The Georgia State Yo-Yo championships featured five events,
with players from around the Southeast participating. Georgia winners
included Travis Bish (sport ladder, age 30-44) and Kentaro Kimura (1A
Freestyle, Open Freestyle), Plans for the future include more judges to
help the competition go quicker and more categories. CNN showed up to
cover the yo-yo contest but spent some time on the juggling floor as well.
The Kelly's Seed and
Feed Marching Abominable Band kicked off the 2 pm contest, witnessed
by a packed house of at least 800 people. Their theme this year was 'Any
Holiday You Like', with snowmen, Uncle Sams, big hats, and wild pants of
every description.
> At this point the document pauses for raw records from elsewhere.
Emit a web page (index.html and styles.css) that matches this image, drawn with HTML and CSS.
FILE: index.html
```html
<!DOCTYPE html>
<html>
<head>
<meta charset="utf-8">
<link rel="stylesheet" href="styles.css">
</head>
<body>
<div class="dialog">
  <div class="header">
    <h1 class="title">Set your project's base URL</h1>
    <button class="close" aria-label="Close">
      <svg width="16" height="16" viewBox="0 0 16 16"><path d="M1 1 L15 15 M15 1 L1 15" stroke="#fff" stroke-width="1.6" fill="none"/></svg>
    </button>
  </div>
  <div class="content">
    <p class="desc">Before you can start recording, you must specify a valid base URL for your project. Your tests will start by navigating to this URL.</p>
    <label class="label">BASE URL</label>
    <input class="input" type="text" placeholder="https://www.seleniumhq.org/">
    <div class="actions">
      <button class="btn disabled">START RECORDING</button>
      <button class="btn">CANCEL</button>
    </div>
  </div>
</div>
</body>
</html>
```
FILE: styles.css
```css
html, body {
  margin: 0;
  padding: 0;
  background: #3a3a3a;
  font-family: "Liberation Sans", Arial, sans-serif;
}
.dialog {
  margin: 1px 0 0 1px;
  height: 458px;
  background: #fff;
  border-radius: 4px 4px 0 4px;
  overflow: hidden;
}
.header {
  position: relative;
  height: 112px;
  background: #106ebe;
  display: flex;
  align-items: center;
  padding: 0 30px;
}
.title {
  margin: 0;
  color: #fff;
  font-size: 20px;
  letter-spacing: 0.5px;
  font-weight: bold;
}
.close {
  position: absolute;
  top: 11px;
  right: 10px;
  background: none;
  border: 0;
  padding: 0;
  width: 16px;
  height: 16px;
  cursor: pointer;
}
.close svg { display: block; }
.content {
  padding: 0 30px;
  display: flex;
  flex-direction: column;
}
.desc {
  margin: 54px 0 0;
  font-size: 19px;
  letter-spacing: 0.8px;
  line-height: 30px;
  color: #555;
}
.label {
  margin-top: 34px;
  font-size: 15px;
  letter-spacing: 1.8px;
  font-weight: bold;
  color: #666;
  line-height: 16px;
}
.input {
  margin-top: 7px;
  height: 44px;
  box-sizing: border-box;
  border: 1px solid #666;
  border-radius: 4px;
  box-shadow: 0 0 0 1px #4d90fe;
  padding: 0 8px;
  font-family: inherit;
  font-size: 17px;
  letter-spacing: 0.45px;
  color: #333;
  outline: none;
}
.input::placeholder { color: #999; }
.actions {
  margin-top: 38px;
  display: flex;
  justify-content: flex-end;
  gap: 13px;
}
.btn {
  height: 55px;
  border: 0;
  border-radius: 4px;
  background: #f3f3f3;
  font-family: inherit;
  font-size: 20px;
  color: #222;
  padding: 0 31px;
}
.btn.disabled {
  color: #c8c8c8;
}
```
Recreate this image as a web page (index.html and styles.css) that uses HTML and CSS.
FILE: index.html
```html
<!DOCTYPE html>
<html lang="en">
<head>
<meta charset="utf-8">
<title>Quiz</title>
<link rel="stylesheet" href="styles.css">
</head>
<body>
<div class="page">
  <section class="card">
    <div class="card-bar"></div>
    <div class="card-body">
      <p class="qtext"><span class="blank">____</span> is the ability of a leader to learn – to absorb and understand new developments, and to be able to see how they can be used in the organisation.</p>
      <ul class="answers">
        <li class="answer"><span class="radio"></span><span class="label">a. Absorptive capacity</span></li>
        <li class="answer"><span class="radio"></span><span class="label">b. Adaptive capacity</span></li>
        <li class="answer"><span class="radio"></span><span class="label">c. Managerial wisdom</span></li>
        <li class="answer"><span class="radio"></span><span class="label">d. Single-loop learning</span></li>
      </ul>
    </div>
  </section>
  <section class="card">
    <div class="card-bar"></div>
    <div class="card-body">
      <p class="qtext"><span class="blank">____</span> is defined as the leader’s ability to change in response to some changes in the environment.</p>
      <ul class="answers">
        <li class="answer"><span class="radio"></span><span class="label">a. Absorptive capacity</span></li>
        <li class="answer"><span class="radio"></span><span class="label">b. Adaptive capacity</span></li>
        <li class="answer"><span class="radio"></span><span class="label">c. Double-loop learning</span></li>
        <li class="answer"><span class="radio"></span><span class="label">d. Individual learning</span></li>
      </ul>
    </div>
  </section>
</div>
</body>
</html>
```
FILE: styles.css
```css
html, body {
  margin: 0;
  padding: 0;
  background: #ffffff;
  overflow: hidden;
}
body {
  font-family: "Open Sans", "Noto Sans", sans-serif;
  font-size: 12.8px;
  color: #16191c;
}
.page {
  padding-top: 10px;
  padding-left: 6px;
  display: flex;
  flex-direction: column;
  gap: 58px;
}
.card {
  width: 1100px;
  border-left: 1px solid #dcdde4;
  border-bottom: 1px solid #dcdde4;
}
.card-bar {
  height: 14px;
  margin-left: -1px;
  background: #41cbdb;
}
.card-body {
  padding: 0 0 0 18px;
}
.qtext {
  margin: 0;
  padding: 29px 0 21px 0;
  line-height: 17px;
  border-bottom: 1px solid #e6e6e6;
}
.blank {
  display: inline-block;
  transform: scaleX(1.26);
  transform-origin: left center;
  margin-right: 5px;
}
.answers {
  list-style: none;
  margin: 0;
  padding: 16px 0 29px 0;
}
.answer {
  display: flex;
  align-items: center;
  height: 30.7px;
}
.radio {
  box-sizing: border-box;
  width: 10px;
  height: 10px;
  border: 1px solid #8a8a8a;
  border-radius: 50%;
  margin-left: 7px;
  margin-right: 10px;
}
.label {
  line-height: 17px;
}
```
Twelve competitors braved the completely cherry judges
to present their very best stuff.
Casey Boehmer walked away with "Most
Awe-Inspiring" trophy for his stylish and big club/ball routine, featuring
up to 4 clubs in one hand and more tricks than most jugglers think
possible on one arm. Matt Hall took the "Mind Bending" prize for diabolo
work which looks simple but is in fact scary hard. Kellin Quinn got the "Stupiflying"
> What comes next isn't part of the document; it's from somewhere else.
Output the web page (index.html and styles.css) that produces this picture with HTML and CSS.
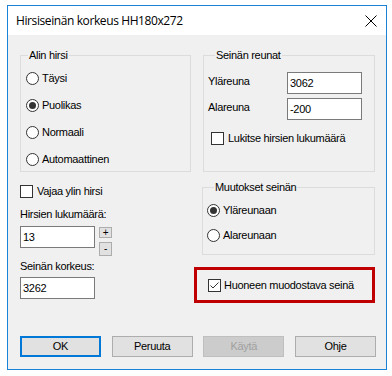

prize for a well-choreographed and costumed routine involving cooking
implements. Other highlights of the show included
David
Dimuzio's gorgeous
club work, and some truly astounding blind juggling and head-rolls from
Tony Duncan.
More juggling followed the 2 pm show. One of the hits of the festival was
the Trikke,
a strange cross between a tricycle and a pair of skates. Many people you'd
never expect on a scooter tried it out on the gym floor, including at
least one 70+-year-old woman. The New Orleans jugglers brought their goals
up for a spirited -- if cold -- game of Unicycle Hockey in the parking lot
in back of the gym. There was only one truly spectacular fall, a
chest-dive onto the asphalt which resulted in a minor chin abrasion.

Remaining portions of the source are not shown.